1. Change the for loop to iterate also on an integer rather than using a manually incremented variable idx 2
2. Compute and organize the features in a separate function you call in the loop
3. Add more features, as well as the variance of each
4. Load the entire file instad of the first 400 milliseconds and decide how to handle the different lenght of the files (refer to Workshop 1).
5. The files in the folder example2 belong to three differen classes, just by looking at the file name, try to generate an array which contains a label (i.e. an integer representing the specific class), which can be used for supervised training. 
6. Color code the circles in the scatter plot according to the specific class.

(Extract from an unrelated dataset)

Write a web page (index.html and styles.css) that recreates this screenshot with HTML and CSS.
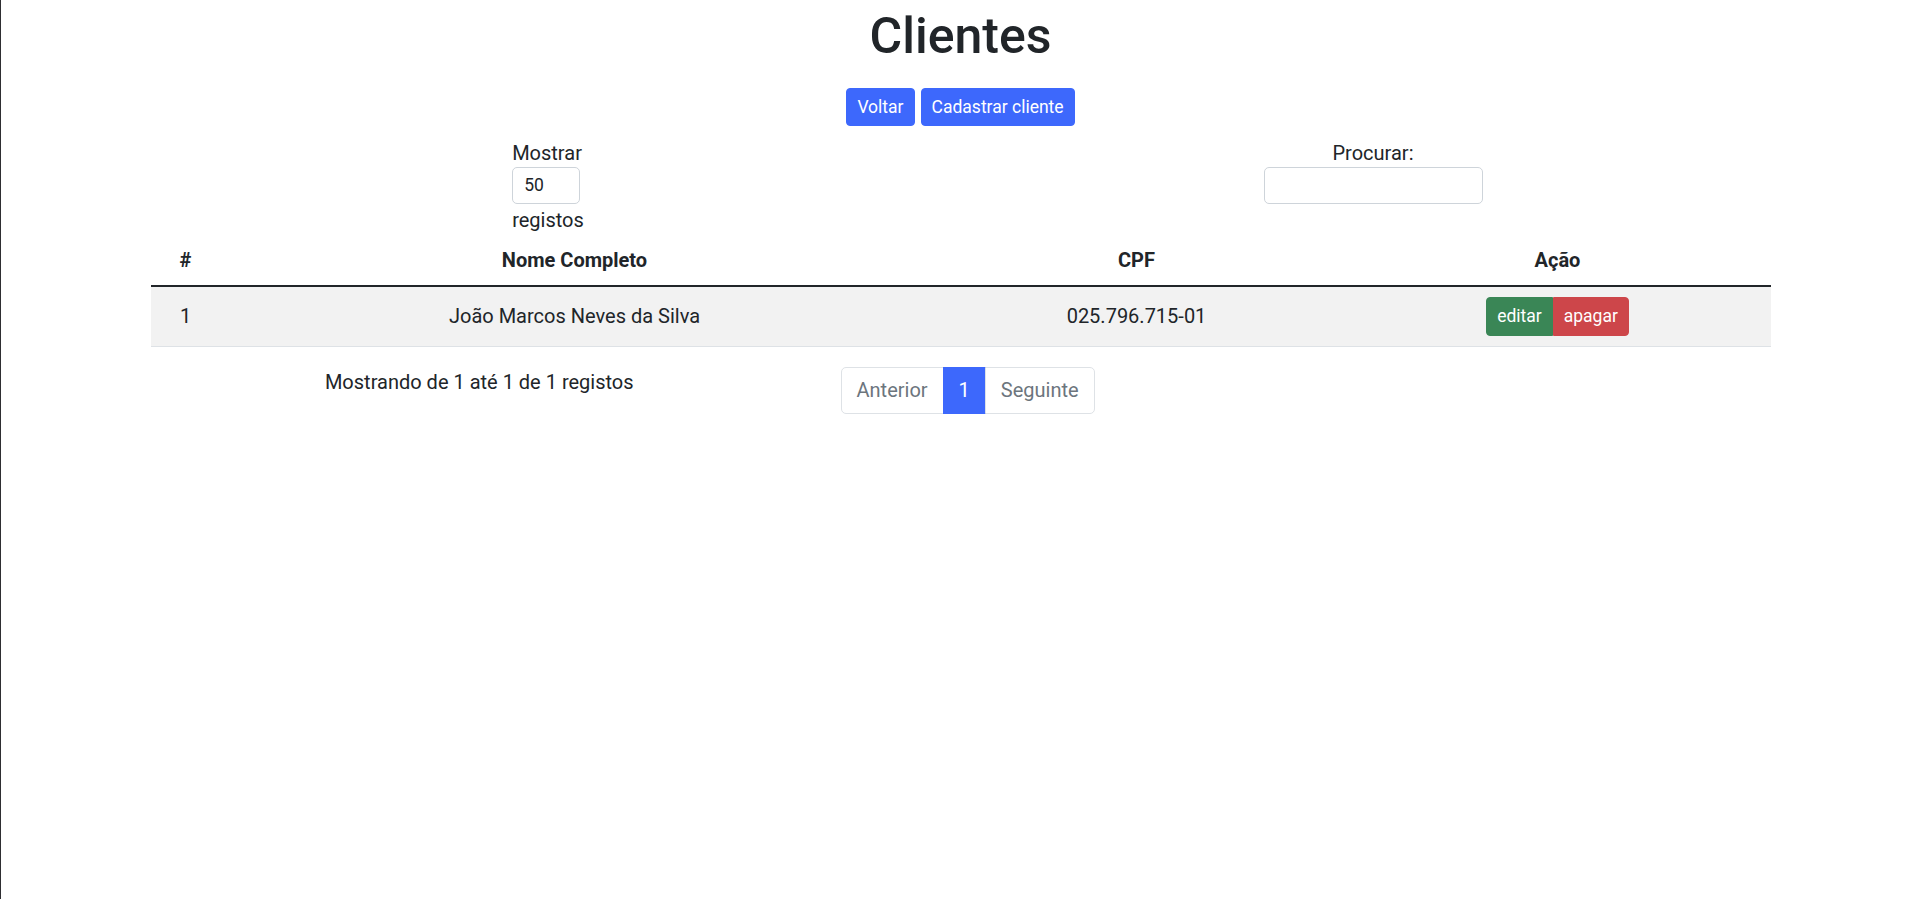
FILE: index.html
```html
<!DOCTYPE html>
<html lang="pt">
<head>
<meta charset="utf-8">
<title>Clientes</title>
<link rel="stylesheet" href="styles.css">
</head>
<body>
<div class="container">
  <h1 class="title">Clientes</h1>
  <div class="actions">
    <a class="btn btn-primary" href="#">Voltar</a>
    <a class="btn btn-primary" href="#">Cadastrar cliente</a>
  </div>

  <div class="row filters">
    <div class="col-half">
      <div class="length">
        <span class="line">Mostrar</span>
        <span class="select">50</span>
        <span class="line">registos</span>
      </div>
    </div>
    <div class="col-half">
      <div class="search">
        <span class="line">Procurar:</span>
        <span class="search-input"></span>
      </div>
    </div>
  </div>

  <table class="table">
    <thead>
      <tr>
        <th class="c-num">#</th>
        <th class="c-name">Nome Completo</th>
        <th class="c-cpf">CPF</th>
        <th class="c-act">Ação</th>
      </tr>
    </thead>
    <tbody>
      <tr>
        <td>1</td>
        <td>João Marcos Neves da Silva</td>
        <td>025.796.715-01</td>
        <td>
          <div class="btn-group">
            <a class="btn btn-success" href="#">editar</a><a class="btn btn-danger" href="#">apagar</a>
          </div>
        </td>
      </tr>
    </tbody>
  </table>

  <div class="row footer">
    <div class="col-info">Mostrando de 1 até 1 de 1 registos</div>
    <div class="col-pag">
      <ul class="pagination">
        <li class="page-item"><span class="page-link">Anterior</span></li>
        <li class="page-item active"><span class="page-link">1</span></li>
        <li class="page-item"><span class="page-link">Seguinte</span></li>
      </ul>
    </div>
  </div>
</div>
</body>
</html>
```
FILE: styles.css
```css
* { box-sizing: border-box; }
html, body { margin: 0; padding: 0; }
body {
  min-height: 100vh;
  border-left: 1px solid #2e2e32;
  font-family: Roboto, "Segoe UI", sans-serif;
  font-size: 20px;
  line-height: 1.5;
  color: #212529;
  background: #fff;
}
.container {
  width: 1650px;
  margin: 0 auto;
  padding: 0 15px;
}
.title {
  margin: 6px 0 0;
  font-size: 50px;
  font-weight: 500;
  line-height: 1.2;
  text-align: center;
}
.actions {
  display: flex;
  justify-content: center;
  gap: 6px;
  margin-top: 22px;
}
.btn {
  display: inline-block;
  padding: 5px 10px;
  font-size: 17.5px;
  line-height: 1.5;
  color: #fff;
  text-decoration: none;
  border: 1px solid transparent;
  border-radius: 4px;
}
.btn-primary { background: #3d68fc; border-color: #3d68fc; }
.btn-success { background: #3a8656; border-color: #3a8656; }
.btn-danger { background: #cd464a; border-color: #cd464a; }

.row {
  display: flex;
  margin: 0 -15px;
}
.filters { margin-top: 11px; }
.col-half {
  flex: 0 0 50%;
  padding: 0 15px;
  display: flex;
  justify-content: center;
}
.length, .search {
  display: flex;
  flex-direction: column;
  align-items: flex-start;
}
.search { align-items: center; }
.line { display: block; height: 30px; padding-top: 1px; }
.select {
  display: block;
  width: 68px;
  height: 37px;
  padding: 5px 11px;
  font-size: 17.5px;
  line-height: 25px;
  border: 1px solid #ced4da;
  border-radius: 5px;
}
.search-input {
  display: block;
  width: 219px;
  height: 37px;
  border: 1px solid #ced4da;
  border-radius: 5px;
}

.table {
  width: 100%;
  border-collapse: collapse;
  margin-top: 1px;
}
.table th, .table td {
  padding: 10px;
  text-align: center;
  vertical-align: middle;
}
.table th {
  font-weight: 700;
  border-bottom: 2.5px solid #212529;
}
.table td {
  background: #f2f2f2;
  border-bottom: 1px solid #dee2e6;
}
.c-num { width: 70px; }
.c-name { width: 708px; }
.c-cpf { width: 416px; }
.btn-group { display: inline-flex; vertical-align: middle; }
.btn-group .btn-success { border-radius: 4px 0 0 4px; }
.btn-group .btn-danger { border-radius: 0 4px 4px 0; }

.footer { margin-top: 18px; }
.col-info {
  flex: 0 0 41.6667%;
  padding: 2px 15px 0;
  text-align: center;
}
.col-pag {
  flex: 0 0 58.3333%;
  padding: 0 15px;
}
.pagination {
  display: flex;
  list-style: none;
  margin: 2px 0 0 2.5px;
  padding: 0;
}
.page-link {
  display: block;
  padding: 7.5px 15px;
  line-height: 30px;
  color: #6c757d;
  border: 1px solid #dee2e6;
  margin-left: -1px;
}
.page-item:first-child .page-link { margin-left: 0; border-radius: 5px 0 0 5px; }
.page-item:last-child .page-link { border-radius: 0 5px 5px 0; }
.page-item.active .page-link { background: #3d68fc; border-color: #3d68fc; color: #fff; }
```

Check few hints below for 1.,  2., 5., and 6. 

In [10]:
#hint for 1
for name,idx in zip(filenames,range(0,len(filenames))):

In [None]:
#hint for 2
def extract_features(signal):

    return [
        np.mean(librosa.feature.zero_crossing_rate(signal)),
        np.mean(librosa.feature.spectral_centroid(signal)),
    ]

In [None]:
#hint for 5
for name in filenames:
    print('current value of name',name)
    print(name.find('snare'))
    if name.find('kick') != -1:
        print('we got a kick')

In [None]:
#alternative hint for 5
from pathlib import Path

for p in Path().glob('./data/examples2/kick*.wav'):
    print(p)


In [None]:
#hint for 6
#idx is the integer associated with the label of each class
plt.scatter(features[(np.where(prediction == idx)), 0],
            features[(np.where(prediction == idx)), 1])